Without the pictures, set down every line of the data exactly.

### Data shown
▼▼▼

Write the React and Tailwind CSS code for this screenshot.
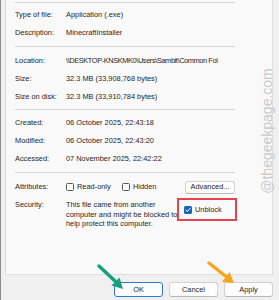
import React from "react";

function Row({ label, value, valueClass = "" }) {
  return (
    <div className="flex h-[18px] items-center">
      <div className="w-[51px] shrink-0 whitespace-nowrap">{label}</div>
      <div className={"whitespace-nowrap overflow-hidden " + valueClass}>{value}</div>
    </div>
  );
}

function Sep({ className = "" }) {
  return <div className={"h-px w-[220px] bg-[#d6d6d6] " + className} />;
}

function Box({ checked = false }) {
  if (checked) {
    return (
      <div className="flex h-[8px] w-[8px] shrink-0 items-center justify-center rounded-[1.5px] bg-[#1a63c0]">
        <svg width="6" height="6" viewBox="0 0 6 6">
          <path d="M1 3.2 L2.4 4.5 L5 1.4" fill="none" stroke="#fff" strokeWidth="1" strokeLinecap="round" strokeLinejoin="round" />
        </svg>
      </div>
    );
  }
  return <div className="h-[8px] w-[8px] shrink-0 rounded-[1.5px] border border-[#5a5a5a] bg-[#fbfbfb]" />;
}

function Btn({ children, primary = false }) {
  return (
    <div
      className={
        "flex h-[15px] w-[49px] items-center justify-center rounded-[3px] border bg-[#fdfdfd] " +
        (primary ? "border-[#2a78d0]" : "border-[#d2d2d2] border-b-[#b8b8b8]")
      }
    >
      {children}
    </div>
  );
}

export default function App() {
  return (
    <div className="relative flex h-[300px] w-[279px] flex-col overflow-hidden border-l border-[#8c8c8c] bg-[#f0f0f0] font-['Liberation_Sans',Arial,sans-serif] text-[7.4px] text-[#262626]">
      <div className="ml-[4px] h-[275px] w-[268px] border-x border-b border-[#dedede] bg-[#f9f9f9] pl-[9px] pt-[2px]">
        <div className="w-[220px]">
          <Sep />
          <div className="mt-[3px]">
            <Row label="Type of file:" value="Application (.exe)" />
            <Row label="Description:" value="MinecraftInstaller" />
          </div>
          <Sep className="mt-[4px]" />
          <div className="mt-[5px]">
            <Row
              label="Location:"
              valueClass="w-[172px] tracking-[-0.4px]"
              value={"\\\\DESKTOP-KNSKMK0\\Users\\Sambit\\Common Fol"}
            />
            <Row label="Size:" value="32.3 MB (33,908,768 bytes)" />
            <Row label="Size on disk:" value="32.3 MB (33,910,784 bytes)" />
          </div>
          <Sep className="mt-[3px]" />
          <div className="mt-[4px]">
            <Row label="Created:" value="06 October 2025, 22:43:18" />
            <Row label="Modified:" value="06 October 2025, 22:43:20" />
            <Row label="Accessed:" value="07 November 2025, 22:42:22" />
          </div>
          <Sep className="mt-[4px]" />
          <div className="mt-[5px] flex h-[18px] items-center">
            <div className="w-[51px] shrink-0">Attributes:</div>
            <div className="flex w-[56px] items-center gap-[3px]">
              <Box />
              <span className="whitespace-nowrap">Read-only</span>
            </div>
            <div className="flex items-center gap-[3px]">
              <Box />
              <span>Hidden</span>
            </div>
            <div className="ml-auto flex h-[13px] w-[50px] items-center justify-center rounded-[3px] border border-[#d2d2d2] border-b-[#b8b8b8] bg-[#fdfdfd]">
              Advanced...
            </div>
          </div>
          <div className="mt-[2px] flex items-start">
            <div className="w-[51px] shrink-0 pt-[2px] leading-[9.5px]">Security:</div>
            <div className="w-[111px] shrink-0 whitespace-nowrap pt-[2px] leading-[9.5px]">
              This file came from another
              <br />
              computer and might be blocked to
              <br />
              help protect this computer.
            </div>
            <div className="flex h-[23px] w-[60px] shrink-0 items-center gap-[3px] border-2 border-[#e5434e] pl-[5px] pt-[1px]">
              <Box checked />
              <span>Unblock</span>
            </div>
          </div>
        </div>
      </div>

      <div className="mt-[7px] flex justify-end gap-[6px] pr-[6px]">
        <Btn primary>OK</Btn>
        <Btn>Cancel</Btn>
        <Btn>Apply</Btn>
      </div>

      <div className="pointer-events-none absolute left-[266px] top-[131px] -translate-x-1/2 -translate-y-1/2 -rotate-90 whitespace-nowrap font-['Liberation_Sans',Arial,sans-serif] text-[14px] text-[#c9c9c9]">
        @thegeekpage.com
      </div>

      <svg className="pointer-events-none absolute left-0 top-0" width="279" height="300" viewBox="0 0 279 300">
        <line x1="98" y1="266" x2="114" y2="281" stroke="#17a07f" strokeWidth="3.5" strokeLinecap="round" />
        <polygon points="122,289 110.5,285.5 118.5,277.5" fill="#17a07f" />
        <line x1="208" y1="263" x2="225" y2="276.5" stroke="#f4a620" strokeWidth="3.5" strokeLinecap="round" />
        <polygon points="233,283 221,282 228.5,272" fill="#f4a620" />
      </svg>
    </div>
  );
}
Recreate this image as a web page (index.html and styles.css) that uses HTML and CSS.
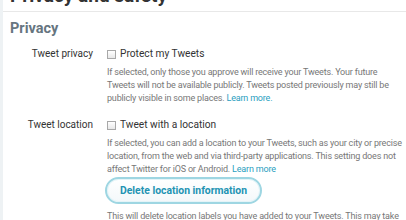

▲▲▲

### Task output
Write the React and Tailwind CSS code for this screenshot.
import React from "react";

function Row({ label, value, valueClass = "" }) {
  return (
    <div className="flex h-[18px] items-center">
      <div className="w-[51px] shrink-0 whitespace-nowrap">{label}</div>
      <div className={"whitespace-nowrap overflow-hidden " + valueClass}>{value}</div>
    </div>
  );
}

function Sep({ className = "" }) {
  return <div className={"h-px w-[220px] bg-[#d6d6d6] " + className} />;
}

function Box({ checked = false }) {
  if (checked) {
    return (
      <div className="flex h-[8px] w-[8px] shrink-0 items-center justify-center rounded-[1.5px] bg-[#1a63c0]">
        <svg width="6" height="6" viewBox="0 0 6 6">
          <path d="M1 3.2 L2.4 4.5 L5 1.4" fill="none" stroke="#fff" strokeWidth="1" strokeLinecap="round" strokeLinejoin="round" />
        </svg>
      </div>
    );
  }
  return <div className="h-[8px] w-[8px] shrink-0 rounded-[1.5px] border border-[#5a5a5a] bg-[#fbfbfb]" />;
}

function Btn({ children, primary = false }) {
  return (
    <div
      className={
        "flex h-[15px] w-[49px] items-center justify-center rounded-[3px] border bg-[#fdfdfd] " +
        (primary ? "border-[#2a78d0]" : "border-[#d2d2d2] border-b-[#b8b8b8]")
      }
    >
      {children}
    </div>
  );
}

export default function App() {
  return (
    <div className="relative flex h-[300px] w-[279px] flex-col overflow-hidden border-l border-[#8c8c8c] bg-[#f0f0f0] font-['Liberation_Sans',Arial,sans-serif] text-[7.4px] text-[#262626]">
      <div className="ml-[4px] h-[275px] w-[268px] border-x border-b border-[#dedede] bg-[#f9f9f9] pl-[9px] pt-[2px]">
        <div className="w-[220px]">
          <Sep />
          <div className="mt-[3px]">
            <Row label="Type of file:" value="Application (.exe)" />
            <Row label="Description:" value="MinecraftInstaller" />
          </div>
          <Sep className="mt-[4px]" />
          <div className="mt-[5px]">
            <Row
              label="Location:"
              valueClass="w-[172px] tracking-[-0.4px]"
              value={"\\\\DESKTOP-KNSKMK0\\Users\\Sambit\\Common Fol"}
            />
            <Row label="Size:" value="32.3 MB (33,908,768 bytes)" />
            <Row label="Size on disk:" value="32.3 MB (33,910,784 bytes)" />
          </div>
          <Sep className="mt-[3px]" />
          <div className="mt-[4px]">
            <Row label="Created:" value="06 October 2025, 22:43:18" />
            <Row label="Modified:" value="06 October 2025, 22:43:20" />
            <Row label="Accessed:" value="07 November 2025, 22:42:22" />
          </div>
          <Sep className="mt-[4px]" />
          <div className="mt-[5px] flex h-[18px] items-center">
            <div className="w-[51px] shrink-0">Attributes:</div>
            <div className="flex w-[56px] items-center gap-[3px]">
              <Box />
              <span className="whitespace-nowrap">Read-only</span>
            </div>
            <div className="flex items-center gap-[3px]">
              <Box />
              <span>Hidden</span>
            </div>
            <div className="ml-auto flex h-[13px] w-[50px] items-center justify-center rounded-[3px] border border-[#d2d2d2] border-b-[#b8b8b8] bg-[#fdfdfd]">
              Advanced...
            </div>
          </div>
          <div className="mt-[2px] flex items-start">
            <div className="w-[51px] shrink-0 pt-[2px] leading-[9.5px]">Security:</div>
            <div className="w-[111px] shrink-0 whitespace-nowrap pt-[2px] leading-[9.5px]">
              This file came from another
              <br />
              computer and might be blocked to
              <br />
              help protect this computer.
            </div>
            <div className="flex h-[23px] w-[60px] shrink-0 items-center gap-[3px] border-2 border-[#e5434e] pl-[5px] pt-[1px]">
              <Box checked />
              <span>Unblock</span>
            </div>
          </div>
        </div>
      </div>

      <div className="mt-[7px] flex justify-end gap-[6px] pr-[6px]">
        <Btn primary>OK</Btn>
        <Btn>Cancel</Btn>
        <Btn>Apply</Btn>
      </div>

      <div className="pointer-events-none absolute left-[266px] top-[131px] -translate-x-1/2 -translate-y-1/2 -rotate-90 whitespace-nowrap font-['Liberation_Sans',Arial,sans-serif] text-[14px] text-[#c9c9c9]">
        @thegeekpage.com
      </div>

      <svg className="pointer-events-none absolute left-0 top-0" width="279" height="300" viewBox="0 0 279 300">
        <line x1="98" y1="266" x2="114" y2="281" stroke="#17a07f" strokeWidth="3.5" strokeLinecap="round" />
        <polygon points="122,289 110.5,285.5 118.5,277.5" fill="#17a07f" />
        <line x1="208" y1="263" x2="225" y2="276.5" stroke="#f4a620" strokeWidth="3.5" strokeLinecap="round" />
        <polygon points="233,283 221,282 228.5,272" fill="#f4a620" />
      </svg>
    </div>
  );
}
Recreate this image as a web page (index.html and styles.css) that uses HTML and CSS.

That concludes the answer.